Ottenere lo status di minoranza linguistica, consentirebbe alla Comunità sviluppatasi attorno al tempio affacciato su Ponterosso di godere di una maggior autonomia culturale, organizzativa ed economica. E questo, prima di tutto, aiuterebbe a coronare il sogno oggi più ambito: riaprire la scuola privata di piazza Sant’Antonio 7. «Venne fondata nel 1782 grazie alla generosa donazione ( 24mila fiorini ndr) di un nostro benefattore analfabeta, il ricco mercante Jovan Miletich. morto a Vienna nel 1790 – continua Stojicevic -. Fu in assoluto la prima scuola serba al mondo. visto che, in quel periodo, la Serbia era sotto l’impero Ottomanno e non aveva un sistema di istruzione pubblica. Purtroppo, una quarantina di anni fa, ci siamo visti costretti a chiuderla: un po’ per difficoltà legate al riconoscimento normativo, un po’ perchè erano pochi i bambini che avrebbero potuto frequentarla».

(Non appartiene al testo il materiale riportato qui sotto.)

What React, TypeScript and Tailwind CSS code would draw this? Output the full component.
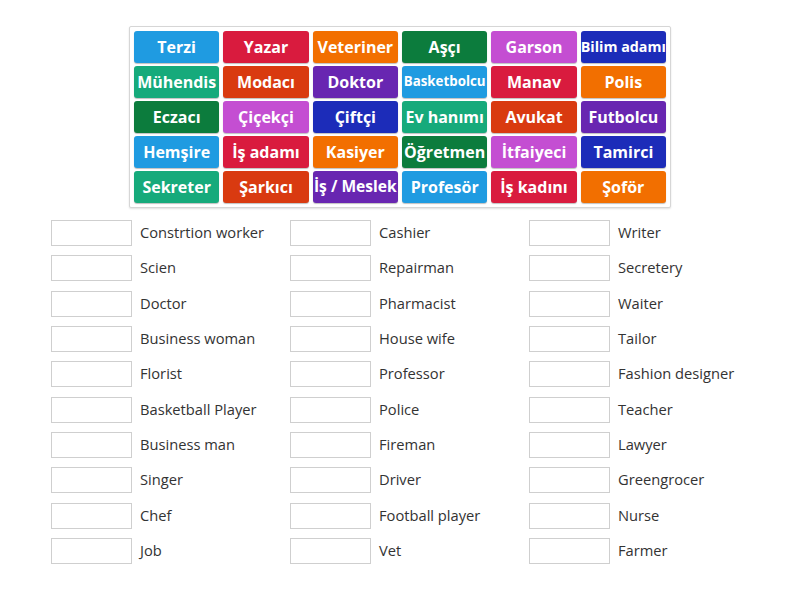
import React from "react";

type Tile = { label: string; color: string; size?: string };

const COLORS = [
  "bg-[#1f9be1]",
  "bg-[#d91b3e]",
  "bg-[#f26f00]",
  "bg-[#0c7c3d]",
  "bg-[#c44ed2]",
  "bg-[#1c2cb9]",
  "bg-[#16aa7b]",
  "bg-[#d93a10]",
  "bg-[#6826b1]",
];

const LABELS: { label: string; size?: string }[] = [
  { label: "Terzi" },
  { label: "Yazar" },
  { label: "Veteriner" },
  { label: "Aşçı" },
  { label: "Garson" },
  { label: "Bilim adamı", size: "text-[14.3px]" },
  { label: "Mühendis" },
  { label: "Modacı" },
  { label: "Doktor" },
  { label: "Basketbolcu", size: "text-[13.3px]" },
  { label: "Manav" },
  { label: "Polis" },
  { label: "Eczacı" },
  { label: "Çiçekçi" },
  { label: "Çiftçi" },
  { label: "Ev hanımı" },
  { label: "Avukat" },
  { label: "Futbolcu" },
  { label: "Hemşire" },
  { label: "İş adamı" },
  { label: "Kasiyer" },
  { label: "Öğretmen" },
  { label: "İtfaiyeci" },
  { label: "Tamirci" },
  { label: "Sekreter" },
  { label: "Şarkıcı" },
  { label: "İş / Meslek", size: "text-[15.6px]" },
  { label: "Profesör" },
  { label: "İş kadını" },
  { label: "Şoför" },
];

const TILES: Tile[] = LABELS.map((t, i) => ({ ...t, color: COLORS[i % COLORS.length] }));

const COLUMNS: string[][] = [
  ["Constrtion worker", "Scien", "Doctor", "Business woman", "Florist", "Basketball Player", "Business man", "Singer", "Chef", "Job"],
  ["Cashier", "Repairman", "Pharmacist", "House wife", "Professor", "Police", "Fireman", "Driver", "Football player", "Vet"],
  ["Writer", "Secretery", "Waiter", "Tailor", "Fashion designer", "Teacher", "Lawyer", "Greengrocer", "Nurse", "Farmer"],
];

export default function App() {
  return (
    <div
      className="w-[800px] h-[600px] bg-white overflow-hidden"
      style={{ fontFamily: '"Open Sans", "Noto Sans", sans-serif' }}
    >
      {/* Tile bank */}
      <div className="pt-[26px] flex justify-center">
        <div className="w-[542px] rounded-[2px] border border-[#d6d6d6] bg-white p-[4px] shadow-[0_1px_2px_rgba(0,0,0,0.12)]">
          <div className="grid grid-cols-6 gap-x-[4px] gap-y-[3px]">
            {TILES.map((t) => (
              <div
                key={t.label}
                className={`${t.color} h-[32px] rounded-[3px] flex items-center justify-center text-white font-bold whitespace-nowrap leading-none shadow-[0_1px_1px_rgba(0,0,0,0.25)] ${t.size ?? "text-[16px]"}`}
              >
                {t.label}
              </div>
            ))}
          </div>
        </div>
      </div>

      {/* Answer slots */}
      <div className="mt-[12px] pl-[51px] flex">
        {COLUMNS.map((col, ci) => (
          <div key={ci} className="w-[239px] flex flex-col gap-[9.33px]">
            {col.map((label) => (
              <div key={label} className="flex items-center h-[26px]">
                <div className="w-[81px] h-[26px] border border-[#cfcfcf] bg-white shrink-0" />
                <span className="ml-[8px] -mt-[2px] text-[14.7px] text-[#333333] whitespace-nowrap">{label}</span>
              </div>
            ))}
          </div>
        ))}
      </div>
    </div>
  );
}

Oggi invece, grazie all’arrivo in città di tante coppie giovani in cerca di nuove opportunità di lavoro, di potenziali alunni ce ne sarebbero tanti. E la speranza di poter riattivare il patrimonio rappresentato dalla scuola, ora adibita a biblioteca e spazio dove fare i compiti e studiare un po’ di cirillico, è diventata una delle molle alla base della richiesta avanzata a Frattini. «Di ufficiale però – precisa subito il presidente della Comunità, riconfermato lo scorso marzo e impegnato nel secondo mandato triennale – non c’è stato ancora nulla. Abbiamo semplicemente avviato un dialogo che, chiaramente, richiederà tempi lunghi. È invece ben avviato il confronto con Comune e Regione, che lo scorso anno, in conconcomitanza con i nostri anniversari (i 140 anni dalla consacrazione della chiesa di San Spiridione e nel 240° anniversario della prima Messa celebrata in città nell’antico slavo ecclesiastico ndr), ci hanno aiutato ad organizzare mostre e concerti seguiti da migliaia di persone». Non si pensi però ad un rapporto privilegiato con le giunte di centrodestra. «I contatti erano stati avviati già con l’amministrazione Illy – puntualizza subito Bogoljub Stojicevic -. Non siamo una comunità schierata politicamente, lavoriamo solo per rafforzare la collaborazione con le istituzioni nell’interesse della nostra gente. Gente, dopo essere rimasta a lungo chiusa dentro gli spazi della Comunità, desidera ora far conoscere la propria storia e i protagonisti del proprio passato. Nomi importanti, che tanto hanno fatto per Trieste».